- Required work:
Reproduce all of the data below without alteration; exclude every picture.

- Recorded information:
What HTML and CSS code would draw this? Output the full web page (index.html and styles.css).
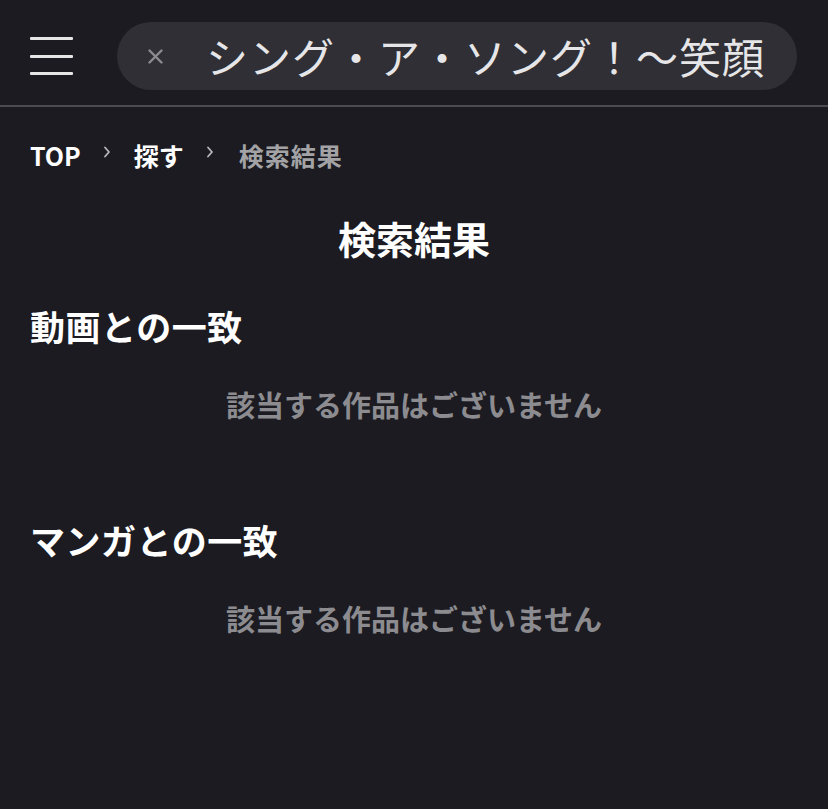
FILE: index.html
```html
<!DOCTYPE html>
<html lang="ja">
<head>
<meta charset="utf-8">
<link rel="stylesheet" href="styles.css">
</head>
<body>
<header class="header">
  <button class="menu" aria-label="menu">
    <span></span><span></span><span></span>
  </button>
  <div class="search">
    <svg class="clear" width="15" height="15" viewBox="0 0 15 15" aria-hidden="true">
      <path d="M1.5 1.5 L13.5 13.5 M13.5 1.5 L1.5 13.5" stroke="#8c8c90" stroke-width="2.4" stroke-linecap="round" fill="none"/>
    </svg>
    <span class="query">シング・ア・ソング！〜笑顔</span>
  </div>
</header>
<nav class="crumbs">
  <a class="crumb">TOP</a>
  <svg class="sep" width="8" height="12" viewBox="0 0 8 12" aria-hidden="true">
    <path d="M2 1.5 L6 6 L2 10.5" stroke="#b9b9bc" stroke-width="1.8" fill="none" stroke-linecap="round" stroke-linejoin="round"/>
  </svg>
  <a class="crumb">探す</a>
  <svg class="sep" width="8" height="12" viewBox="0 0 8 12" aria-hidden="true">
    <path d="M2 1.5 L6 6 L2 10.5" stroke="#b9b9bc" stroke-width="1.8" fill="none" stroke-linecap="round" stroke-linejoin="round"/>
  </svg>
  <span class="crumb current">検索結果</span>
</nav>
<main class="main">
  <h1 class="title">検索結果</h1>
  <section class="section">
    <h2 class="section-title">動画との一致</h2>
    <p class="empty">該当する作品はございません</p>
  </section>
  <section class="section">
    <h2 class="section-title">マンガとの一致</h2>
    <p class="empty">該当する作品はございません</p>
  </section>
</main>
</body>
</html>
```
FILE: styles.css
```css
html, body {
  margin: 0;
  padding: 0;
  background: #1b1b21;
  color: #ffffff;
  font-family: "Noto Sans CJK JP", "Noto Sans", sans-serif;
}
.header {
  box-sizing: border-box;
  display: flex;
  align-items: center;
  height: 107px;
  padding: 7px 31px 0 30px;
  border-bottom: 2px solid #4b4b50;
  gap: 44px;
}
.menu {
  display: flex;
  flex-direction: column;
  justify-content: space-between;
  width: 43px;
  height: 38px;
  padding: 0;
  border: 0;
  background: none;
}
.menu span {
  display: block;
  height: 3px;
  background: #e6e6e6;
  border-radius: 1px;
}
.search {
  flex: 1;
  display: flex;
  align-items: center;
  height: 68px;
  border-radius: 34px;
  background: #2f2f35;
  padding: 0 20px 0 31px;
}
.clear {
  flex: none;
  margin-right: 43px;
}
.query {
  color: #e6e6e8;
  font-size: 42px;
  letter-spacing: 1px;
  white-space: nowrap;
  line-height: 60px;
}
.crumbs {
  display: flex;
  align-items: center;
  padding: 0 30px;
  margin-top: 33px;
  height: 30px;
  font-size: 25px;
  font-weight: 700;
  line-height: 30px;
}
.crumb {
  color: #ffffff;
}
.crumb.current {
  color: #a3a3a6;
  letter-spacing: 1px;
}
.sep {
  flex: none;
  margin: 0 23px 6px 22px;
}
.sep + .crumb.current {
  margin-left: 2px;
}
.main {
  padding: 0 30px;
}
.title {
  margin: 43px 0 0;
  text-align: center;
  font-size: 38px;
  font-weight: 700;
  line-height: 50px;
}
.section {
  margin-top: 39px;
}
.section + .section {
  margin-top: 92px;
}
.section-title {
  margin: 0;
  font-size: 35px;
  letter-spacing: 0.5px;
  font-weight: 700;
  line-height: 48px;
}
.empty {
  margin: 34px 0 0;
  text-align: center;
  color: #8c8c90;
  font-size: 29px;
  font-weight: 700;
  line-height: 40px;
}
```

- Result for this task:
What HTML and CSS code would draw this? Output the full web page (index.html and styles.css).
FILE: index.html
```html
<!DOCTYPE html>
<html lang="ja">
<head>
<meta charset="utf-8">
<link rel="stylesheet" href="styles.css">
</head>
<body>
<header class="header">
  <button class="menu" aria-label="menu">
    <span></span><span></span><span></span>
  </button>
  <div class="search">
    <svg class="clear" width="15" height="15" viewBox="0 0 15 15" aria-hidden="true">
      <path d="M1.5 1.5 L13.5 13.5 M13.5 1.5 L1.5 13.5" stroke="#8c8c90" stroke-width="2.4" stroke-linecap="round" fill="none"/>
    </svg>
    <span class="query">シング・ア・ソング！〜笑顔</span>
  </div>
</header>
<nav class="crumbs">
  <a class="crumb">TOP</a>
  <svg class="sep" width="8" height="12" viewBox="0 0 8 12" aria-hidden="true">
    <path d="M2 1.5 L6 6 L2 10.5" stroke="#b9b9bc" stroke-width="1.8" fill="none" stroke-linecap="round" stroke-linejoin="round"/>
  </svg>
  <a class="crumb">探す</a>
  <svg class="sep" width="8" height="12" viewBox="0 0 8 12" aria-hidden="true">
    <path d="M2 1.5 L6 6 L2 10.5" stroke="#b9b9bc" stroke-width="1.8" fill="none" stroke-linecap="round" stroke-linejoin="round"/>
  </svg>
  <span class="crumb current">検索結果</span>
</nav>
<main class="main">
  <h1 class="title">検索結果</h1>
  <section class="section">
    <h2 class="section-title">動画との一致</h2>
    <p class="empty">該当する作品はございません</p>
  </section>
  <section class="section">
    <h2 class="section-title">マンガとの一致</h2>
    <p class="empty">該当する作品はございません</p>
  </section>
</main>
</body>
</html>
```
FILE: styles.css
```css
html, body {
  margin: 0;
  padding: 0;
  background: #1b1b21;
  color: #ffffff;
  font-family: "Noto Sans CJK JP", "Noto Sans", sans-serif;
}
.header {
  box-sizing: border-box;
  display: flex;
  align-items: center;
  height: 107px;
  padding: 7px 31px 0 30px;
  border-bottom: 2px solid #4b4b50;
  gap: 44px;
}
.menu {
  display: flex;
  flex-direction: column;
  justify-content: space-between;
  width: 43px;
  height: 38px;
  padding: 0;
  border: 0;
  background: none;
}
.menu span {
  display: block;
  height: 3px;
  background: #e6e6e6;
  border-radius: 1px;
}
.search {
  flex: 1;
  display: flex;
  align-items: center;
  height: 68px;
  border-radius: 34px;
  background: #2f2f35;
  padding: 0 20px 0 31px;
}
.clear {
  flex: none;
  margin-right: 43px;
}
.query {
  color: #e6e6e8;
  font-size: 42px;
  letter-spacing: 1px;
  white-space: nowrap;
  line-height: 60px;
}
.crumbs {
  display: flex;
  align-items: center;
  padding: 0 30px;
  margin-top: 33px;
  height: 30px;
  font-size: 25px;
  font-weight: 700;
  line-height: 30px;
}
.crumb {
  color: #ffffff;
}
.crumb.current {
  color: #a3a3a6;
  letter-spacing: 1px;
}
.sep {
  flex: none;
  margin: 0 23px 6px 22px;
}
.sep + .crumb.current {
  margin-left: 2px;
}
.main {
  padding: 0 30px;
}
.title {
  margin: 43px 0 0;
  text-align: center;
  font-size: 38px;
  font-weight: 700;
  line-height: 50px;
}
.section {
  margin-top: 39px;
}
.section + .section {
  margin-top: 92px;
}
.section-title {
  margin: 0;
  font-size: 35px;
  letter-spacing: 0.5px;
  font-weight: 700;
  line-height: 48px;
}
.empty {
  margin: 34px 0 0;
  text-align: center;
  color: #8c8c90;
  font-size: 29px;
  font-weight: 700;
  line-height: 40px;
}
```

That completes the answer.